ROWS:
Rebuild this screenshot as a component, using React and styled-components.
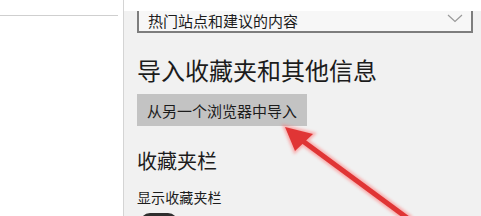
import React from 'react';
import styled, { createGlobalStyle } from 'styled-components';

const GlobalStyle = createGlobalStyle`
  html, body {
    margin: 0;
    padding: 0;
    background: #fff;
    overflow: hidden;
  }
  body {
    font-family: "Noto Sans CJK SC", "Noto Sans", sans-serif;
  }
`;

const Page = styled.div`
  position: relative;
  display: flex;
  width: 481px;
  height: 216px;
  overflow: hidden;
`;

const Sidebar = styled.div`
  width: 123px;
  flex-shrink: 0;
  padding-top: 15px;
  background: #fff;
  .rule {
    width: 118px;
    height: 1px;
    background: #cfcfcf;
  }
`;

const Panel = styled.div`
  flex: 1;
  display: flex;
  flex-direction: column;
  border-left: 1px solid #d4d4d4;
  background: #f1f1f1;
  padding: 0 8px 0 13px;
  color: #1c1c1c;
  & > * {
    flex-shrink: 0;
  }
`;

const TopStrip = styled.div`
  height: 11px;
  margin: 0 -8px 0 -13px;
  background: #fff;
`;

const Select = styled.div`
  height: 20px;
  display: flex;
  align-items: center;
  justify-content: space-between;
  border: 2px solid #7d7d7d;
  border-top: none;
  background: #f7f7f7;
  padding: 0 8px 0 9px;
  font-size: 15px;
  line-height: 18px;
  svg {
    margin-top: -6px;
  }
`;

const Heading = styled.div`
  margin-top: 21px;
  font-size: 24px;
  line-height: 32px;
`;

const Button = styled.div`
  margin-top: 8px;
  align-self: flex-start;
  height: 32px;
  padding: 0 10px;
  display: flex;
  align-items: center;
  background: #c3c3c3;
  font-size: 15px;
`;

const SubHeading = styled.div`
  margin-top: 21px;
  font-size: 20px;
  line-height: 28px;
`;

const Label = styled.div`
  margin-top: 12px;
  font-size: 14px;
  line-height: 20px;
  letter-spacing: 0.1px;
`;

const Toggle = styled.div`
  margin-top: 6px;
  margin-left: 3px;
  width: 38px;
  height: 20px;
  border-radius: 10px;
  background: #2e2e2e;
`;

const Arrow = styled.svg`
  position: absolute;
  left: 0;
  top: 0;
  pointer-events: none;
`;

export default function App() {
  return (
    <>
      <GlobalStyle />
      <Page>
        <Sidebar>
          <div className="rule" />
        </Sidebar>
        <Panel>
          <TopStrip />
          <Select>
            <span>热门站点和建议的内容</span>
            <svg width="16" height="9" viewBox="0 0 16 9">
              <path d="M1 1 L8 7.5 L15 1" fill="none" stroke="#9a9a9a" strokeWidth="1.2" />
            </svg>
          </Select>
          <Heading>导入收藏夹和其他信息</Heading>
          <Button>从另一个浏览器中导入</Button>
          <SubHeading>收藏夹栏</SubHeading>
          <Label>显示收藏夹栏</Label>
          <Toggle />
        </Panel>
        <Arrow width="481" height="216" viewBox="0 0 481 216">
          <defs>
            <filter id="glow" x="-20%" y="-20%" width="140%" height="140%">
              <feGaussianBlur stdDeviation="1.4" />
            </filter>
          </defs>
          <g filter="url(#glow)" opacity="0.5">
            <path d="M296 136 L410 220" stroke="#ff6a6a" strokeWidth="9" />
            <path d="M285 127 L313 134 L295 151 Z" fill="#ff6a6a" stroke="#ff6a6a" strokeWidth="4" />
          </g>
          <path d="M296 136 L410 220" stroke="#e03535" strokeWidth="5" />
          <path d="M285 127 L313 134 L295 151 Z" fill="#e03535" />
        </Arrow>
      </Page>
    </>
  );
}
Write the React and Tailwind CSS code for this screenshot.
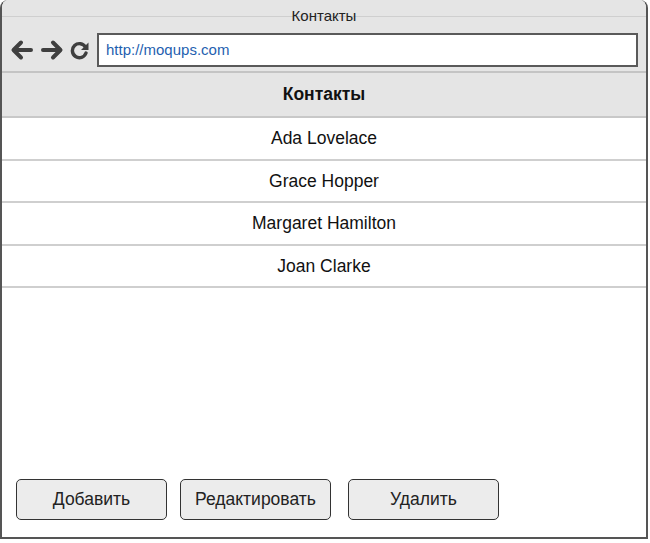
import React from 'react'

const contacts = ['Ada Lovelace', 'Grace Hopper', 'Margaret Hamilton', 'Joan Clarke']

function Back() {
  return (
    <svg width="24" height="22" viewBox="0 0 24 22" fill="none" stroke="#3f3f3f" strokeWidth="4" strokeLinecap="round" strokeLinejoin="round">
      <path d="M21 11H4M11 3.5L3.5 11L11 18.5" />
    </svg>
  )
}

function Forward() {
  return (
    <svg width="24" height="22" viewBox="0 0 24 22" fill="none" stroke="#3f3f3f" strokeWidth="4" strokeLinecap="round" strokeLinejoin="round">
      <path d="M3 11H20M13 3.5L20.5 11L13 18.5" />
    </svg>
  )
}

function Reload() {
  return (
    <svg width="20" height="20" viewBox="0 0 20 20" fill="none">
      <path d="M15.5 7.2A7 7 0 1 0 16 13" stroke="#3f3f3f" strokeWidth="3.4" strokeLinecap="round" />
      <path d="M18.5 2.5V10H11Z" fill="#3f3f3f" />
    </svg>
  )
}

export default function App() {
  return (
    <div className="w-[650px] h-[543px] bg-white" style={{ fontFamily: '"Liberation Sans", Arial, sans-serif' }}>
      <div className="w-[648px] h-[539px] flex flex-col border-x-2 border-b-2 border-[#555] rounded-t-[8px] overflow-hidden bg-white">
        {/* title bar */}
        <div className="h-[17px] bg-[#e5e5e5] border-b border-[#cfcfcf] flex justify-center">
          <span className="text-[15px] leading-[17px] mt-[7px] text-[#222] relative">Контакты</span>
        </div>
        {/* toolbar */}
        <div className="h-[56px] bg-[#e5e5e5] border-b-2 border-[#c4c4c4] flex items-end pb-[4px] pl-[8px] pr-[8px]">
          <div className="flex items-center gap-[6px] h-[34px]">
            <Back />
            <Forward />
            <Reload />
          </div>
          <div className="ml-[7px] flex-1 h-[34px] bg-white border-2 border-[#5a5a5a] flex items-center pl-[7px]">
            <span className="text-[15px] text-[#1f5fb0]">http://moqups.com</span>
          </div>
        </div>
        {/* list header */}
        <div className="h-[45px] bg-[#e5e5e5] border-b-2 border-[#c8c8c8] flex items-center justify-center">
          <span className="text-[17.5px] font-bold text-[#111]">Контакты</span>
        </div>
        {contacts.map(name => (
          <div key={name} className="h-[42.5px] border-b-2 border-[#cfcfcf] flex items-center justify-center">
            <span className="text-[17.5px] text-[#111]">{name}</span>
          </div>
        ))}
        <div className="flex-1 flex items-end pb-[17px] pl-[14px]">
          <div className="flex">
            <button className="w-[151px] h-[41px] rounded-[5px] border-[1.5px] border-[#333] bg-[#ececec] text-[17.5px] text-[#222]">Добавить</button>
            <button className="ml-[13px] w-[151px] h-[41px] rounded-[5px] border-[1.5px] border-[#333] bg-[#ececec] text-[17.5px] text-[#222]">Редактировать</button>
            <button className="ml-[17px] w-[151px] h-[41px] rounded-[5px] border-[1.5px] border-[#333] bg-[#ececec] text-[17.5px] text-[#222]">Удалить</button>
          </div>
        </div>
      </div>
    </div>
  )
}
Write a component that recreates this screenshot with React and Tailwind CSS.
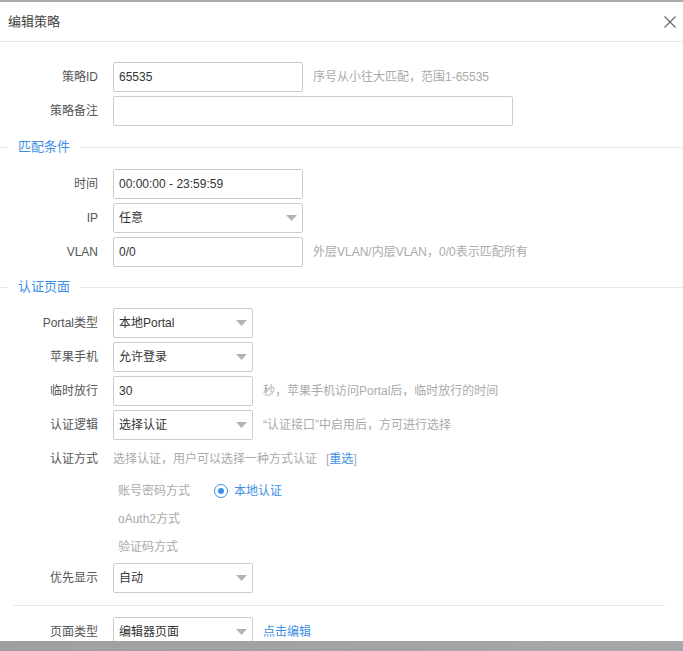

WRITTEN REQUEST: Pictures stay out of the copy; please restate every record above exactly.

EXERCISE RESULT:
Rebuild this screenshot as a component, using React and styled-components.
import React from 'react';
import styled, { createGlobalStyle } from 'styled-components';

const GlobalStyle = createGlobalStyle`
  html, body {
    margin: 0;
    padding: 0;
    background: #fff;
    overflow: hidden;
  }
  body {
    font-family: "Noto Sans CJK SC", "Noto Sans", sans-serif;
  }
`;

const Page = styled.div`
  position: relative;
  display: flex;
  width: 481px;
  height: 216px;
  overflow: hidden;
`;

const Sidebar = styled.div`
  width: 123px;
  flex-shrink: 0;
  padding-top: 15px;
  background: #fff;
  .rule {
    width: 118px;
    height: 1px;
    background: #cfcfcf;
  }
`;

const Panel = styled.div`
  flex: 1;
  display: flex;
  flex-direction: column;
  border-left: 1px solid #d4d4d4;
  background: #f1f1f1;
  padding: 0 8px 0 13px;
  color: #1c1c1c;
  & > * {
    flex-shrink: 0;
  }
`;

const TopStrip = styled.div`
  height: 11px;
  margin: 0 -8px 0 -13px;
  background: #fff;
`;

const Select = styled.div`
  height: 20px;
  display: flex;
  align-items: center;
  justify-content: space-between;
  border: 2px solid #7d7d7d;
  border-top: none;
  background: #f7f7f7;
  padding: 0 8px 0 9px;
  font-size: 15px;
  line-height: 18px;
  svg {
    margin-top: -6px;
  }
`;

const Heading = styled.div`
  margin-top: 21px;
  font-size: 24px;
  line-height: 32px;
`;

const Button = styled.div`
  margin-top: 8px;
  align-self: flex-start;
  height: 32px;
  padding: 0 10px;
  display: flex;
  align-items: center;
  background: #c3c3c3;
  font-size: 15px;
`;

const SubHeading = styled.div`
  margin-top: 21px;
  font-size: 20px;
  line-height: 28px;
`;

const Label = styled.div`
  margin-top: 12px;
  font-size: 14px;
  line-height: 20px;
  letter-spacing: 0.1px;
`;

const Toggle = styled.div`
  margin-top: 6px;
  margin-left: 3px;
  width: 38px;
  height: 20px;
  border-radius: 10px;
  background: #2e2e2e;
`;

const Arrow = styled.svg`
  position: absolute;
  left: 0;
  top: 0;
  pointer-events: none;
`;

export default function App() {
  return (
    <>
      <GlobalStyle />
      <Page>
        <Sidebar>
          <div className="rule" />
        </Sidebar>
        <Panel>
          <TopStrip />
          <Select>
            <span>热门站点和建议的内容</span>
            <svg width="16" height="9" viewBox="0 0 16 9">
              <path d="M1 1 L8 7.5 L15 1" fill="none" stroke="#9a9a9a" strokeWidth="1.2" />
            </svg>
          </Select>
          <Heading>导入收藏夹和其他信息</Heading>
          <Button>从另一个浏览器中导入</Button>
          <SubHeading>收藏夹栏</SubHeading>
          <Label>显示收藏夹栏</Label>
          <Toggle />
        </Panel>
        <Arrow width="481" height="216" viewBox="0 0 481 216">
          <defs>
            <filter id="glow" x="-20%" y="-20%" width="140%" height="140%">
              <feGaussianBlur stdDeviation="1.4" />
            </filter>
          </defs>
          <g filter="url(#glow)" opacity="0.5">
            <path d="M296 136 L410 220" stroke="#ff6a6a" strokeWidth="9" />
            <path d="M285 127 L313 134 L295 151 Z" fill="#ff6a6a" stroke="#ff6a6a" strokeWidth="4" />
          </g>
          <path d="M296 136 L410 220" stroke="#e03535" strokeWidth="5" />
          <path d="M285 127 L313 134 L295 151 Z" fill="#e03535" />
        </Arrow>
      </Page>
    </>
  );
}
Write the React and Tailwind CSS code for this screenshot.
import React from 'react'

const contacts = ['Ada Lovelace', 'Grace Hopper', 'Margaret Hamilton', 'Joan Clarke']

function Back() {
  return (
    <svg width="24" height="22" viewBox="0 0 24 22" fill="none" stroke="#3f3f3f" strokeWidth="4" strokeLinecap="round" strokeLinejoin="round">
      <path d="M21 11H4M11 3.5L3.5 11L11 18.5" />
    </svg>
  )
}

function Forward() {
  return (
    <svg width="24" height="22" viewBox="0 0 24 22" fill="none" stroke="#3f3f3f" strokeWidth="4" strokeLinecap="round" strokeLinejoin="round">
      <path d="M3 11H20M13 3.5L20.5 11L13 18.5" />
    </svg>
  )
}

function Reload() {
  return (
    <svg width="20" height="20" viewBox="0 0 20 20" fill="none">
      <path d="M15.5 7.2A7 7 0 1 0 16 13" stroke="#3f3f3f" strokeWidth="3.4" strokeLinecap="round" />
      <path d="M18.5 2.5V10H11Z" fill="#3f3f3f" />
    </svg>
  )
}

export default function App() {
  return (
    <div className="w-[650px] h-[543px] bg-white" style={{ fontFamily: '"Liberation Sans", Arial, sans-serif' }}>
      <div className="w-[648px] h-[539px] flex flex-col border-x-2 border-b-2 border-[#555] rounded-t-[8px] overflow-hidden bg-white">
        {/* title bar */}
        <div className="h-[17px] bg-[#e5e5e5] border-b border-[#cfcfcf] flex justify-center">
          <span className="text-[15px] leading-[17px] mt-[7px] text-[#222] relative">Контакты</span>
        </div>
        {/* toolbar */}
        <div className="h-[56px] bg-[#e5e5e5] border-b-2 border-[#c4c4c4] flex items-end pb-[4px] pl-[8px] pr-[8px]">
          <div className="flex items-center gap-[6px] h-[34px]">
            <Back />
            <Forward />
            <Reload />
          </div>
          <div className="ml-[7px] flex-1 h-[34px] bg-white border-2 border-[#5a5a5a] flex items-center pl-[7px]">
            <span className="text-[15px] text-[#1f5fb0]">http://moqups.com</span>
          </div>
        </div>
        {/* list header */}
        <div className="h-[45px] bg-[#e5e5e5] border-b-2 border-[#c8c8c8] flex items-center justify-center">
          <span className="text-[17.5px] font-bold text-[#111]">Контакты</span>
        </div>
        {contacts.map(name => (
          <div key={name} className="h-[42.5px] border-b-2 border-[#cfcfcf] flex items-center justify-center">
            <span className="text-[17.5px] text-[#111]">{name}</span>
          </div>
        ))}
        <div className="flex-1 flex items-end pb-[17px] pl-[14px]">
          <div className="flex">
            <button className="w-[151px] h-[41px] rounded-[5px] border-[1.5px] border-[#333] bg-[#ececec] text-[17.5px] text-[#222]">Добавить</button>
            <button className="ml-[13px] w-[151px] h-[41px] rounded-[5px] border-[1.5px] border-[#333] bg-[#ececec] text-[17.5px] text-[#222]">Редактировать</button>
            <button className="ml-[17px] w-[151px] h-[41px] rounded-[5px] border-[1.5px] border-[#333] bg-[#ececec] text-[17.5px] text-[#222]">Удалить</button>
          </div>
        </div>
      </div>
    </div>
  )
}
Write a component that recreates this screenshot with React and Tailwind CSS.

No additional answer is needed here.